Aim of the exercise: Write out the data below exactly as given, without any of its pictures.

** begin **

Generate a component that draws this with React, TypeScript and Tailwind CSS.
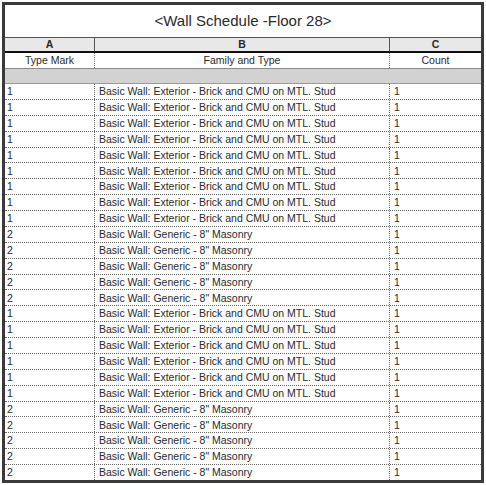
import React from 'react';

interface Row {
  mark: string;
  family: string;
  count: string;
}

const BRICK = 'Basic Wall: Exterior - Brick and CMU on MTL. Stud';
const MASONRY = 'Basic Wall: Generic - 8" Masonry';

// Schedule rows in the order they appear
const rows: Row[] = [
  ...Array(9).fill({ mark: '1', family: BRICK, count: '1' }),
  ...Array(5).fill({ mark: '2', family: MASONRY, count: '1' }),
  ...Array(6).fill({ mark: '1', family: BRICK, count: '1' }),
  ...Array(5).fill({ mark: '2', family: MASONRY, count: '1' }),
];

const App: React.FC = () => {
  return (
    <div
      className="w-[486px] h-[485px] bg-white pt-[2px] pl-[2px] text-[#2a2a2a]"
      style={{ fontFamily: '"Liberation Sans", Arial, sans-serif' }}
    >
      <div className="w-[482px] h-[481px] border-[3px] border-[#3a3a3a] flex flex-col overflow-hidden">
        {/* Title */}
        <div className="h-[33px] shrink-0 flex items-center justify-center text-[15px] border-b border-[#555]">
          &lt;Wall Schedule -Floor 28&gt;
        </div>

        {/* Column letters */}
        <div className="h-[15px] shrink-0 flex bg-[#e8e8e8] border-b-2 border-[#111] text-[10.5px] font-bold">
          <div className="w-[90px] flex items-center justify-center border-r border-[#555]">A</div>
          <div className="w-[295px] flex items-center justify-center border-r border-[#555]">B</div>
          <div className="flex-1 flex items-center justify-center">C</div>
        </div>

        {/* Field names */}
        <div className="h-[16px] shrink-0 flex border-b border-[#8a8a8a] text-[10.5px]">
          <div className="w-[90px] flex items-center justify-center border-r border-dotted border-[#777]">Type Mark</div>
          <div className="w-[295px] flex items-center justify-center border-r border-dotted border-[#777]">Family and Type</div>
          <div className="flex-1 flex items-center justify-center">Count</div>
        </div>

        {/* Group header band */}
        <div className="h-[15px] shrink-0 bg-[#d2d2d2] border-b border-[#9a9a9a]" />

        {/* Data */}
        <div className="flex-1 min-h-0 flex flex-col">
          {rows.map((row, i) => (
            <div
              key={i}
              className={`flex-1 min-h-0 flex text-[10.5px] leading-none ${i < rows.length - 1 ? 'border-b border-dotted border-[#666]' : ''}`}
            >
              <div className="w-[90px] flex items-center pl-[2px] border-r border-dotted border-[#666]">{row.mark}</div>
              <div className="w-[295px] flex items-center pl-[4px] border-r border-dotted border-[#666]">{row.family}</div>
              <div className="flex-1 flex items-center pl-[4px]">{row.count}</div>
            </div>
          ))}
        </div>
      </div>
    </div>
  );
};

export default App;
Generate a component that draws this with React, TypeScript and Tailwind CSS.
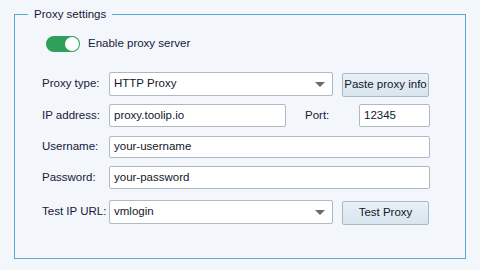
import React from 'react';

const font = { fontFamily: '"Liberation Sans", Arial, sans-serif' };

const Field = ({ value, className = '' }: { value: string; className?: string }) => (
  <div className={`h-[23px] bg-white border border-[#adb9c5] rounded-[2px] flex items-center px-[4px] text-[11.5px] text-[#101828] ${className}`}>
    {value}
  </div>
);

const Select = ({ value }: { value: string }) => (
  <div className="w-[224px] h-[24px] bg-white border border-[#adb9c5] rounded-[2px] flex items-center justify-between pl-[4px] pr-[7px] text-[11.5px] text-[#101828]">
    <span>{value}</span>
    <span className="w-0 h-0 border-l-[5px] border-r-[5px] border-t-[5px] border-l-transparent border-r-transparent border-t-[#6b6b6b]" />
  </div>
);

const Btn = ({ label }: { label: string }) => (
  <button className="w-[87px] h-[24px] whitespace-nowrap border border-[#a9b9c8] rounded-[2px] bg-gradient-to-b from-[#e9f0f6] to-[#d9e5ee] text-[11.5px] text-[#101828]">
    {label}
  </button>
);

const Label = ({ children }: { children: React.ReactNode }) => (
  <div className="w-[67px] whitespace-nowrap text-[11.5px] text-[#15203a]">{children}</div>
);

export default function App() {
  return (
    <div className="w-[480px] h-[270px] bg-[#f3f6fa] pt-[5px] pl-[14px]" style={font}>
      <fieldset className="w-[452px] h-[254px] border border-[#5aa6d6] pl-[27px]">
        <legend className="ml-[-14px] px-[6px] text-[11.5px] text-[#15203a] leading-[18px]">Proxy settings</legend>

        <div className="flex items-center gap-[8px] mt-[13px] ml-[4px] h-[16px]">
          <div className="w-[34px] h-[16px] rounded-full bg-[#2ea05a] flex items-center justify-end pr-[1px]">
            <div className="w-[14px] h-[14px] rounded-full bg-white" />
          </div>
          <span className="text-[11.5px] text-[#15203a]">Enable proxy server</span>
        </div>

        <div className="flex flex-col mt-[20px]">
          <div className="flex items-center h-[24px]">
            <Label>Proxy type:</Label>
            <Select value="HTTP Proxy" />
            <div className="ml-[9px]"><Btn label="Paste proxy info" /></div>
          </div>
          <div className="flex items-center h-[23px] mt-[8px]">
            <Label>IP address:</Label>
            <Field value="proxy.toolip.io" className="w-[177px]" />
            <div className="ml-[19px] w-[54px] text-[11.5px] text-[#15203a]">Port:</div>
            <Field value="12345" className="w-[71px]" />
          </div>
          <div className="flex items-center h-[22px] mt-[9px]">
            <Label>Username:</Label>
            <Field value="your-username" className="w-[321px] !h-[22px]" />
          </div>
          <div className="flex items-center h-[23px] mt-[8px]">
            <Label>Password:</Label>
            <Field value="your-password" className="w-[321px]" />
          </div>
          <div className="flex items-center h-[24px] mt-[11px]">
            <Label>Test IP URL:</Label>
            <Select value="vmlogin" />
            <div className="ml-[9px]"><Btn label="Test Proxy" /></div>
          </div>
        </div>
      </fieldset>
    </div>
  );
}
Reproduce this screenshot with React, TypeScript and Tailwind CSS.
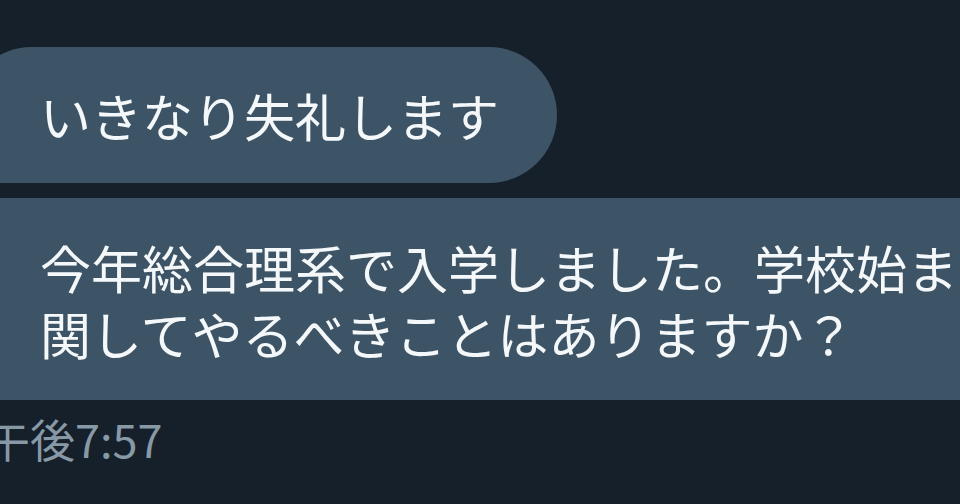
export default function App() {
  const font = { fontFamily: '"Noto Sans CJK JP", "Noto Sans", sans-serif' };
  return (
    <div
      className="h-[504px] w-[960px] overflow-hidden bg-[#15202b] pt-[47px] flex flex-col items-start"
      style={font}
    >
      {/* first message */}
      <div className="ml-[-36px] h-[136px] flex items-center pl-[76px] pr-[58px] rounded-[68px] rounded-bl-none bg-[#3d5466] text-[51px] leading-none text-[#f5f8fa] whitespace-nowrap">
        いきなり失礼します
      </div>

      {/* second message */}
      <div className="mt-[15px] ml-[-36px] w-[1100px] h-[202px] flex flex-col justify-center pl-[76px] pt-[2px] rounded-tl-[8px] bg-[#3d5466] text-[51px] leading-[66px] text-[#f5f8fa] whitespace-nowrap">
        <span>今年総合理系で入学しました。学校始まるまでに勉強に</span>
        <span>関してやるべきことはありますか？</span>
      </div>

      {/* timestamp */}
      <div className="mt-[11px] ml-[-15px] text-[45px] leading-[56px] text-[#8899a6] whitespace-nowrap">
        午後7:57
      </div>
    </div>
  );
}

** end **

Solution for this exercise:
Generate a component that draws this with React, TypeScript and Tailwind CSS.
import React from 'react';

interface Row {
  mark: string;
  family: string;
  count: string;
}

const BRICK = 'Basic Wall: Exterior - Brick and CMU on MTL. Stud';
const MASONRY = 'Basic Wall: Generic - 8" Masonry';

// Schedule rows in the order they appear
const rows: Row[] = [
  ...Array(9).fill({ mark: '1', family: BRICK, count: '1' }),
  ...Array(5).fill({ mark: '2', family: MASONRY, count: '1' }),
  ...Array(6).fill({ mark: '1', family: BRICK, count: '1' }),
  ...Array(5).fill({ mark: '2', family: MASONRY, count: '1' }),
];

const App: React.FC = () => {
  return (
    <div
      className="w-[486px] h-[485px] bg-white pt-[2px] pl-[2px] text-[#2a2a2a]"
      style={{ fontFamily: '"Liberation Sans", Arial, sans-serif' }}
    >
      <div className="w-[482px] h-[481px] border-[3px] border-[#3a3a3a] flex flex-col overflow-hidden">
        {/* Title */}
        <div className="h-[33px] shrink-0 flex items-center justify-center text-[15px] border-b border-[#555]">
          &lt;Wall Schedule -Floor 28&gt;
        </div>

        {/* Column letters */}
        <div className="h-[15px] shrink-0 flex bg-[#e8e8e8] border-b-2 border-[#111] text-[10.5px] font-bold">
          <div className="w-[90px] flex items-center justify-center border-r border-[#555]">A</div>
          <div className="w-[295px] flex items-center justify-center border-r border-[#555]">B</div>
          <div className="flex-1 flex items-center justify-center">C</div>
        </div>

        {/* Field names */}
        <div className="h-[16px] shrink-0 flex border-b border-[#8a8a8a] text-[10.5px]">
          <div className="w-[90px] flex items-center justify-center border-r border-dotted border-[#777]">Type Mark</div>
          <div className="w-[295px] flex items-center justify-center border-r border-dotted border-[#777]">Family and Type</div>
          <div className="flex-1 flex items-center justify-center">Count</div>
        </div>

        {/* Group header band */}
        <div className="h-[15px] shrink-0 bg-[#d2d2d2] border-b border-[#9a9a9a]" />

        {/* Data */}
        <div className="flex-1 min-h-0 flex flex-col">
          {rows.map((row, i) => (
            <div
              key={i}
              className={`flex-1 min-h-0 flex text-[10.5px] leading-none ${i < rows.length - 1 ? 'border-b border-dotted border-[#666]' : ''}`}
            >
              <div className="w-[90px] flex items-center pl-[2px] border-r border-dotted border-[#666]">{row.mark}</div>
              <div className="w-[295px] flex items-center pl-[4px] border-r border-dotted border-[#666]">{row.family}</div>
              <div className="flex-1 flex items-center pl-[4px]">{row.count}</div>
            </div>
          ))}
        </div>
      </div>
    </div>
  );
};

export default App;
Generate a component that draws this with React, TypeScript and Tailwind CSS.
import React from 'react';

const font = { fontFamily: '"Liberation Sans", Arial, sans-serif' };

const Field = ({ value, className = '' }: { value: string; className?: string }) => (
  <div className={`h-[23px] bg-white border border-[#adb9c5] rounded-[2px] flex items-center px-[4px] text-[11.5px] text-[#101828] ${className}`}>
    {value}
  </div>
);

const Select = ({ value }: { value: string }) => (
  <div className="w-[224px] h-[24px] bg-white border border-[#adb9c5] rounded-[2px] flex items-center justify-between pl-[4px] pr-[7px] text-[11.5px] text-[#101828]">
    <span>{value}</span>
    <span className="w-0 h-0 border-l-[5px] border-r-[5px] border-t-[5px] border-l-transparent border-r-transparent border-t-[#6b6b6b]" />
  </div>
);

const Btn = ({ label }: { label: string }) => (
  <button className="w-[87px] h-[24px] whitespace-nowrap border border-[#a9b9c8] rounded-[2px] bg-gradient-to-b from-[#e9f0f6] to-[#d9e5ee] text-[11.5px] text-[#101828]">
    {label}
  </button>
);

const Label = ({ children }: { children: React.ReactNode }) => (
  <div className="w-[67px] whitespace-nowrap text-[11.5px] text-[#15203a]">{children}</div>
);

export default function App() {
  return (
    <div className="w-[480px] h-[270px] bg-[#f3f6fa] pt-[5px] pl-[14px]" style={font}>
      <fieldset className="w-[452px] h-[254px] border border-[#5aa6d6] pl-[27px]">
        <legend className="ml-[-14px] px-[6px] text-[11.5px] text-[#15203a] leading-[18px]">Proxy settings</legend>

        <div className="flex items-center gap-[8px] mt-[13px] ml-[4px] h-[16px]">
          <div className="w-[34px] h-[16px] rounded-full bg-[#2ea05a] flex items-center justify-end pr-[1px]">
            <div className="w-[14px] h-[14px] rounded-full bg-white" />
          </div>
          <span className="text-[11.5px] text-[#15203a]">Enable proxy server</span>
        </div>

        <div className="flex flex-col mt-[20px]">
          <div className="flex items-center h-[24px]">
            <Label>Proxy type:</Label>
            <Select value="HTTP Proxy" />
            <div className="ml-[9px]"><Btn label="Paste proxy info" /></div>
          </div>
          <div className="flex items-center h-[23px] mt-[8px]">
            <Label>IP address:</Label>
            <Field value="proxy.toolip.io" className="w-[177px]" />
            <div className="ml-[19px] w-[54px] text-[11.5px] text-[#15203a]">Port:</div>
            <Field value="12345" className="w-[71px]" />
          </div>
          <div className="flex items-center h-[22px] mt-[9px]">
            <Label>Username:</Label>
            <Field value="your-username" className="w-[321px] !h-[22px]" />
          </div>
          <div className="flex items-center h-[23px] mt-[8px]">
            <Label>Password:</Label>
            <Field value="your-password" className="w-[321px]" />
          </div>
          <div className="flex items-center h-[24px] mt-[11px]">
            <Label>Test IP URL:</Label>
            <Select value="vmlogin" />
            <div className="ml-[9px]"><Btn label="Test Proxy" /></div>
          </div>
        </div>
      </fieldset>
    </div>
  );
}
Reproduce this screenshot with React, TypeScript and Tailwind CSS.
export default function App() {
  const font = { fontFamily: '"Noto Sans CJK JP", "Noto Sans", sans-serif' };
  return (
    <div
      className="h-[504px] w-[960px] overflow-hidden bg-[#15202b] pt-[47px] flex flex-col items-start"
      style={font}
    >
      {/* first message */}
      <div className="ml-[-36px] h-[136px] flex items-center pl-[76px] pr-[58px] rounded-[68px] rounded-bl-none bg-[#3d5466] text-[51px] leading-none text-[#f5f8fa] whitespace-nowrap">
        いきなり失礼します
      </div>

      {/* second message */}
      <div className="mt-[15px] ml-[-36px] w-[1100px] h-[202px] flex flex-col justify-center pl-[76px] pt-[2px] rounded-tl-[8px] bg-[#3d5466] text-[51px] leading-[66px] text-[#f5f8fa] whitespace-nowrap">
        <span>今年総合理系で入学しました。学校始まるまでに勉強に</span>
        <span>関してやるべきことはありますか？</span>
      </div>

      {/* timestamp */}
      <div className="mt-[11px] ml-[-15px] text-[45px] leading-[56px] text-[#8899a6] whitespace-nowrap">
        午後7:57
      </div>
    </div>
  );
}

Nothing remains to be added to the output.